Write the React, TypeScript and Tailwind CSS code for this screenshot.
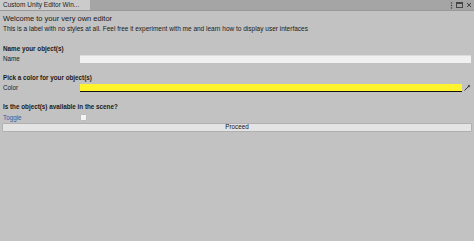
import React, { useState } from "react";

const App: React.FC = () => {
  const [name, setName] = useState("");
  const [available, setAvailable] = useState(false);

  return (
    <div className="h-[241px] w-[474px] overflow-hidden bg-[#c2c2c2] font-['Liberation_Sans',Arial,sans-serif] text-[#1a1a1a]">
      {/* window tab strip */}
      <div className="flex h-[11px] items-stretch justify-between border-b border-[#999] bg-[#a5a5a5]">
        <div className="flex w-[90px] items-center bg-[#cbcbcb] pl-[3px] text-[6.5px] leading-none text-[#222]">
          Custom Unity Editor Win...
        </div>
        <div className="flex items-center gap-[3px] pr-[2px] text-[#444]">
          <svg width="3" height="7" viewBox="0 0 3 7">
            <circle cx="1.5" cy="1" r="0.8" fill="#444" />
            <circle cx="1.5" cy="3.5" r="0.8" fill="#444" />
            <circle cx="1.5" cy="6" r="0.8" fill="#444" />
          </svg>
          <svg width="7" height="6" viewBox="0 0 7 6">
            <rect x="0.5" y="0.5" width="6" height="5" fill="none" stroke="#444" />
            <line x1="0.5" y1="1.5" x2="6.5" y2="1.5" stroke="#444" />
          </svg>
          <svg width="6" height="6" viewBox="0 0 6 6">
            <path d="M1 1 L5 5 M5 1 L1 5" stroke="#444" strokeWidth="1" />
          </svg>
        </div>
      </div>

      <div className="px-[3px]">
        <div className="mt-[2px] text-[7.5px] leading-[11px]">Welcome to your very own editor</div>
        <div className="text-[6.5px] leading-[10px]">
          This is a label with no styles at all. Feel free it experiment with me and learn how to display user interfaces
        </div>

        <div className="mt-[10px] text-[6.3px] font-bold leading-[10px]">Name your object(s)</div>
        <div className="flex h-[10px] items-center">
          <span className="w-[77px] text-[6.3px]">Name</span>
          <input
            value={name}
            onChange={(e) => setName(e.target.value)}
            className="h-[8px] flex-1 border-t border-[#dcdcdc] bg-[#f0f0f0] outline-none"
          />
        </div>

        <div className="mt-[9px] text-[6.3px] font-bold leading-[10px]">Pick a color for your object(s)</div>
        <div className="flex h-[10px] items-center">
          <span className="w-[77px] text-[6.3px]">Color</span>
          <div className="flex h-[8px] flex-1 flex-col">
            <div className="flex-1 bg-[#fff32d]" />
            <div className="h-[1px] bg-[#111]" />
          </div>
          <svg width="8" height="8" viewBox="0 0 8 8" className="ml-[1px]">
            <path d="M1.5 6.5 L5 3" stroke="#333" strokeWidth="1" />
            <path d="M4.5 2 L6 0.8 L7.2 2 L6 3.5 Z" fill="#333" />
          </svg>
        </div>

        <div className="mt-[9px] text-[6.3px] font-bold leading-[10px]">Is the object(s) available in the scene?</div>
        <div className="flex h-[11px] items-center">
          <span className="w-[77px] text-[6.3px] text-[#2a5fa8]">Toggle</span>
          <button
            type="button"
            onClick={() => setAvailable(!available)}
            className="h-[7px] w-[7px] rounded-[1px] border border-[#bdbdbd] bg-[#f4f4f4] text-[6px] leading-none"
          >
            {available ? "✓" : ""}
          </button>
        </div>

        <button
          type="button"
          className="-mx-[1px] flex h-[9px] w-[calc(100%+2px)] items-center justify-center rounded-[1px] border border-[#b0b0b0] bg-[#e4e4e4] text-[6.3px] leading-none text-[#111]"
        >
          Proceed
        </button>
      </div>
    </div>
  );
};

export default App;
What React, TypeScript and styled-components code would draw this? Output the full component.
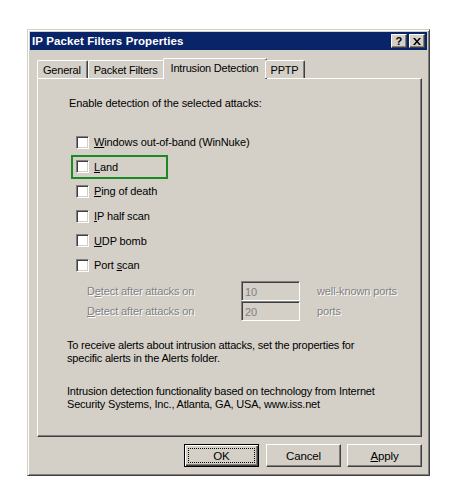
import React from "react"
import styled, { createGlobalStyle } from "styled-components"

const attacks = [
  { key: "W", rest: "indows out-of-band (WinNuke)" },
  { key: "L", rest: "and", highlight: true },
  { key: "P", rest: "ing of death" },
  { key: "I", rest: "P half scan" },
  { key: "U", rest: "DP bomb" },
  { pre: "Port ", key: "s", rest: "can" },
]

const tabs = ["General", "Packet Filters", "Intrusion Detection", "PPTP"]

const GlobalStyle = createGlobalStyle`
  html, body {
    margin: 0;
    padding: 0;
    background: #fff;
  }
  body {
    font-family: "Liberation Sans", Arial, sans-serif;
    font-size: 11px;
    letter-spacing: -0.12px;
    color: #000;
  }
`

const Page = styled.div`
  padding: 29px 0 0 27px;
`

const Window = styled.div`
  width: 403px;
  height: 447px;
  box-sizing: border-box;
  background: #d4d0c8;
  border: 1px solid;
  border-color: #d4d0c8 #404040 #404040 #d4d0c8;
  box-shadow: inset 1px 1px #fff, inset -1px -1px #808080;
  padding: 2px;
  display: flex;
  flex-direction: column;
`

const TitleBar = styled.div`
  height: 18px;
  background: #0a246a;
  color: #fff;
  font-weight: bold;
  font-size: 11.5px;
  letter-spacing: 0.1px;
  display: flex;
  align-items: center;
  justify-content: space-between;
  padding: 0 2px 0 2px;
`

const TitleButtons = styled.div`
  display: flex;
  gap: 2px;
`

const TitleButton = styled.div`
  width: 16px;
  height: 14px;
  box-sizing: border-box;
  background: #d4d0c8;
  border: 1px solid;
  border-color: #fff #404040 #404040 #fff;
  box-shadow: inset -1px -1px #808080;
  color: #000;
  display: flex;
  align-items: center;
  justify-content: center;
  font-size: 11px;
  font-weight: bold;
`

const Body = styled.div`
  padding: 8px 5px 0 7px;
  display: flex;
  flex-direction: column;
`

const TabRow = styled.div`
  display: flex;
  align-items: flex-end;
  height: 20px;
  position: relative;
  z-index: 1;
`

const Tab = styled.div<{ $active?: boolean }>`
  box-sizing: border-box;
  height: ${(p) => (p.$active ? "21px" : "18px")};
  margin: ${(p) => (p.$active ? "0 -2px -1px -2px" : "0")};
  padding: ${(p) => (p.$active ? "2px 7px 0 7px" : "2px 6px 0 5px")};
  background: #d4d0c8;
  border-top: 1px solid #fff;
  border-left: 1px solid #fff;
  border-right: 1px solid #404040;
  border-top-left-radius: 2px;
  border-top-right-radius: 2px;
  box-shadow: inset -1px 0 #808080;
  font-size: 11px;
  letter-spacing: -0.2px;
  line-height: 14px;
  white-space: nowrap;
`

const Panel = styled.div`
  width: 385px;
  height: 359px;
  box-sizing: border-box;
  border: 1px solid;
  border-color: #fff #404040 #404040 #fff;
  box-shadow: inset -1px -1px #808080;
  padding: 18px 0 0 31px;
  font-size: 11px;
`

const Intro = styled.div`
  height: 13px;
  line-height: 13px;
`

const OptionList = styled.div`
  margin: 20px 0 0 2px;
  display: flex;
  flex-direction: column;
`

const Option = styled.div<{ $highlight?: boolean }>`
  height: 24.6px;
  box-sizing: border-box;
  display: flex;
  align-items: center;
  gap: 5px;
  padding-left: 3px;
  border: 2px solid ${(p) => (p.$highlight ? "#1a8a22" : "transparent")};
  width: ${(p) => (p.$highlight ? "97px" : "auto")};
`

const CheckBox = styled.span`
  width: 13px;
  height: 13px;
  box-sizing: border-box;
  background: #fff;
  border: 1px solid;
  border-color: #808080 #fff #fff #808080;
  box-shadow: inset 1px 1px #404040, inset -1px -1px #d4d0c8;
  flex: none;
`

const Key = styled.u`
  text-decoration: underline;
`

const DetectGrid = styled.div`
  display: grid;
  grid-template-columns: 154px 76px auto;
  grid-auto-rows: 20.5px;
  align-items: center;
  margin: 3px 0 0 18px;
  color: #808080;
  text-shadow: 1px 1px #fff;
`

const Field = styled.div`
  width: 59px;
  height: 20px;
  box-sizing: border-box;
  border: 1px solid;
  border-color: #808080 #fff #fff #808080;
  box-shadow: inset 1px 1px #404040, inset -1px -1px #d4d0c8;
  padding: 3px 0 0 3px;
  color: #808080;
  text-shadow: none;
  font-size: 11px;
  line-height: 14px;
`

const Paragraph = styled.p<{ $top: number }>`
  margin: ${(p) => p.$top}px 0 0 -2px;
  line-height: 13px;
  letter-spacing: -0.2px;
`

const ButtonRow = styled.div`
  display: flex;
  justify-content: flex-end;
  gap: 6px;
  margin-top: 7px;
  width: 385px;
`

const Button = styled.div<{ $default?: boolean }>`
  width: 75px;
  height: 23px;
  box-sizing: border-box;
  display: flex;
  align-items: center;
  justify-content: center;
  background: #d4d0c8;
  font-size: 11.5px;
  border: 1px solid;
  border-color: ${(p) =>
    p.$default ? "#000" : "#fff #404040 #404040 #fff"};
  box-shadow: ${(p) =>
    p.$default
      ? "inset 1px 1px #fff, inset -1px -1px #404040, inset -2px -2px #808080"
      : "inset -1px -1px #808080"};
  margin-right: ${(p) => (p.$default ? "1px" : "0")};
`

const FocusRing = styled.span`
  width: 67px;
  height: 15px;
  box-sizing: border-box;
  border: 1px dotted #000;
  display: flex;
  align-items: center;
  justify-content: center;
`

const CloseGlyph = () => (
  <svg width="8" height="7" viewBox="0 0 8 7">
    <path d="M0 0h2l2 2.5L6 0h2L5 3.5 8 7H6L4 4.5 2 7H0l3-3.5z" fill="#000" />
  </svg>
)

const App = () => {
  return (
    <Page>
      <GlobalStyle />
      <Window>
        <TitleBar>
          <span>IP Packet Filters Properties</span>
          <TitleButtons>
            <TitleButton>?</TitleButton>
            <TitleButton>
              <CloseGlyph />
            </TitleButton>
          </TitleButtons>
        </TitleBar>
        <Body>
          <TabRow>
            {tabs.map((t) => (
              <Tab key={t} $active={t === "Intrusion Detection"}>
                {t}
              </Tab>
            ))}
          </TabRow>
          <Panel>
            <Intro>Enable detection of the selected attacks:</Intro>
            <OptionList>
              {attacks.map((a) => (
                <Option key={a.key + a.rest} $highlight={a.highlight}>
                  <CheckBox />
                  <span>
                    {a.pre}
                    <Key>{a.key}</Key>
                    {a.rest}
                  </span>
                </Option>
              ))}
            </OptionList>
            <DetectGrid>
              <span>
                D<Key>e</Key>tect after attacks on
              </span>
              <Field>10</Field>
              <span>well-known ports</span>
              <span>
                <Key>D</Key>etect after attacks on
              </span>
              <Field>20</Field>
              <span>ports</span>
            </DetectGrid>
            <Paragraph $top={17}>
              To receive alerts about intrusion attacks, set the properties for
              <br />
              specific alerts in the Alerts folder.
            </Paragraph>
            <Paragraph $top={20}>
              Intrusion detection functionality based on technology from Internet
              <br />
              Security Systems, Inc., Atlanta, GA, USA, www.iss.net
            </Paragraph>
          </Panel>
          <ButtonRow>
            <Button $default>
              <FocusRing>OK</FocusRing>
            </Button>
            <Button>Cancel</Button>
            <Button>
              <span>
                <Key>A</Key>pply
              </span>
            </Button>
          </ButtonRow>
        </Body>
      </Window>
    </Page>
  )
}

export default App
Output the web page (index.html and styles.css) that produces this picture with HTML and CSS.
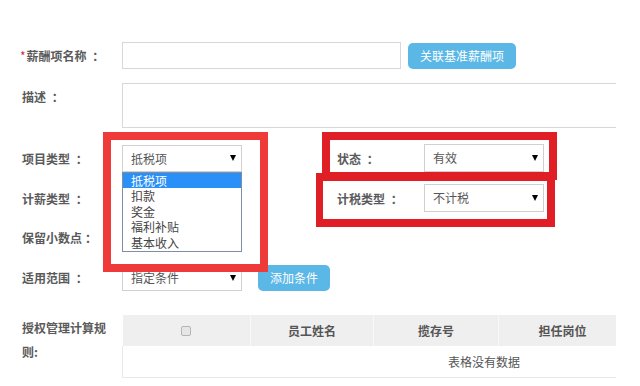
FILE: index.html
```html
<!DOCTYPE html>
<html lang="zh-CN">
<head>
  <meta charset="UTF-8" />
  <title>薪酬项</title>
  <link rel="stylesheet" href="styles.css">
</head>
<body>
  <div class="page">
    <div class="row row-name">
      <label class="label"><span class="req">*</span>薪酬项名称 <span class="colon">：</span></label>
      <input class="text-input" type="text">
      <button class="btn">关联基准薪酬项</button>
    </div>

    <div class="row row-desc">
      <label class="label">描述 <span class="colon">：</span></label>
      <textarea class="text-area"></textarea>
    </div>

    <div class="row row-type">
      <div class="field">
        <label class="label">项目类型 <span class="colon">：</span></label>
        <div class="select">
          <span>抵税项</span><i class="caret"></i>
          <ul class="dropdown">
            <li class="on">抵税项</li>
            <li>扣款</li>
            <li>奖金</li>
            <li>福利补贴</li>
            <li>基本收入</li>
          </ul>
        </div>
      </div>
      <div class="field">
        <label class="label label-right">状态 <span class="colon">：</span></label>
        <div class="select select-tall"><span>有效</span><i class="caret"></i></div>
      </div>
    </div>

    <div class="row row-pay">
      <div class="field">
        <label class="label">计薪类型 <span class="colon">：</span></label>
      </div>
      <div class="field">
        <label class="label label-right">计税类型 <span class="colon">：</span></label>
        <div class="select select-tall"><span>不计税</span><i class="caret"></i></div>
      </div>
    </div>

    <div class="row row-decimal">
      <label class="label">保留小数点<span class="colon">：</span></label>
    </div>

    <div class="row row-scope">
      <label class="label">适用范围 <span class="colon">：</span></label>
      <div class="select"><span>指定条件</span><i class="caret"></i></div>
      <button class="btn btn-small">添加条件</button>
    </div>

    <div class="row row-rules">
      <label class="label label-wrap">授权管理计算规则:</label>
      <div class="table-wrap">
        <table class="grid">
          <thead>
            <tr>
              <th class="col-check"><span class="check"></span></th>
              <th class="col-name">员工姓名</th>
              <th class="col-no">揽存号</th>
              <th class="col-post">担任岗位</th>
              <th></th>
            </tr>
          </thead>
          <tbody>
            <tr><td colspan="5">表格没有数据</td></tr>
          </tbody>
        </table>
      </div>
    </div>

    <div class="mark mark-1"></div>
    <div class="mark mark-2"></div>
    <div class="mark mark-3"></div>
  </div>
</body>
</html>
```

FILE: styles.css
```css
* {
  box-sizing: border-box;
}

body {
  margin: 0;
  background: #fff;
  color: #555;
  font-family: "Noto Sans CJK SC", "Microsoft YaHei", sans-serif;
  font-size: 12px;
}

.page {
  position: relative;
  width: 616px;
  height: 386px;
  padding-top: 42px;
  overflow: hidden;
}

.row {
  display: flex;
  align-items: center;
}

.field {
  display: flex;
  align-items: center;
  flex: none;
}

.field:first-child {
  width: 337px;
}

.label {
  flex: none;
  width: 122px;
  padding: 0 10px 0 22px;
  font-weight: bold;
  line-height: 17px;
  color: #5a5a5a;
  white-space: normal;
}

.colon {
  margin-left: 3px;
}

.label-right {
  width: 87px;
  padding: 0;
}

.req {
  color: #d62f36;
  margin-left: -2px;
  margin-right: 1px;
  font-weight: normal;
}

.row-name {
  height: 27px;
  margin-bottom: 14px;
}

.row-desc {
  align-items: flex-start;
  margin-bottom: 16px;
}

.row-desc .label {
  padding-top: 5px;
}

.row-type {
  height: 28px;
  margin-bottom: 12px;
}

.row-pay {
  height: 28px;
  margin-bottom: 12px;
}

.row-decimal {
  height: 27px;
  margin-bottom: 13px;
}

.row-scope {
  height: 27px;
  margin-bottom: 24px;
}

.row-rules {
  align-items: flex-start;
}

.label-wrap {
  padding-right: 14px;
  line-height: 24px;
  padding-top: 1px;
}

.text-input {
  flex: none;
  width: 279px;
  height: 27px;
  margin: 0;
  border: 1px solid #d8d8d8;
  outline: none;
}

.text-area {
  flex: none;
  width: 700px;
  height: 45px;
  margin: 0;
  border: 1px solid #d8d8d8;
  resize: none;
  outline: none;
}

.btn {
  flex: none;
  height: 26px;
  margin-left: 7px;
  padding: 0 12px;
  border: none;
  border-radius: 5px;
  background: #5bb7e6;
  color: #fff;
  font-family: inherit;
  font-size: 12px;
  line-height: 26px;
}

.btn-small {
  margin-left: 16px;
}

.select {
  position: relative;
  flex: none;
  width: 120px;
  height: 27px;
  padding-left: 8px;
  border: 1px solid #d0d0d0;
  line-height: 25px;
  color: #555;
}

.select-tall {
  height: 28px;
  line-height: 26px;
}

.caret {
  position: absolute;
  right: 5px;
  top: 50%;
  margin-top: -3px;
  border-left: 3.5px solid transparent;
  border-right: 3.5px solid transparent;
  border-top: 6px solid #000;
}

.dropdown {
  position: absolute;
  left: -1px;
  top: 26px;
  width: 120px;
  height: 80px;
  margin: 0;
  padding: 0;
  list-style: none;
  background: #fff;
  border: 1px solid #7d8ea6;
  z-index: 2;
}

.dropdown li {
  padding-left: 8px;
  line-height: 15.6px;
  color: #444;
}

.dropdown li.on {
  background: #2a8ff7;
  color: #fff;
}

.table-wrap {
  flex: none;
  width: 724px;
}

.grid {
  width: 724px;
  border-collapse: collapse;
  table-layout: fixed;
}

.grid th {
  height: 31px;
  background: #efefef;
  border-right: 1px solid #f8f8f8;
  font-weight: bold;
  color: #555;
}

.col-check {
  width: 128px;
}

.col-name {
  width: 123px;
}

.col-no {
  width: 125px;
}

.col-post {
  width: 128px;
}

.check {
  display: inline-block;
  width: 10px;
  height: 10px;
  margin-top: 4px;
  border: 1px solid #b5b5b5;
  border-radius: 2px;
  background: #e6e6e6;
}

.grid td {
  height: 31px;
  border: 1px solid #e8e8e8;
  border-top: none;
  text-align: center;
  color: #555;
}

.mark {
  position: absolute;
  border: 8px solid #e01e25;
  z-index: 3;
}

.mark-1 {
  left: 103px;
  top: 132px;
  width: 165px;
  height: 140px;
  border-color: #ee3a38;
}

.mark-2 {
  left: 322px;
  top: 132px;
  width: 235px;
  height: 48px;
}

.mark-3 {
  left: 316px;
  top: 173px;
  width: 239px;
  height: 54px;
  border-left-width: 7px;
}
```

WHAT YOU ARE ASKED TO DO:
Repeat the lines of the listing above verbatim, beginning at its first line and ending at the line containing "const [available, setAvailable]", which is included. Omit pictures.

EXERCISE RESULT:
Write the React, TypeScript and Tailwind CSS code for this screenshot.
import React, { useState } from "react";

const App: React.FC = () => {
  const [name, setName] = useState("");
  const [available, setAvailable] = useState(false);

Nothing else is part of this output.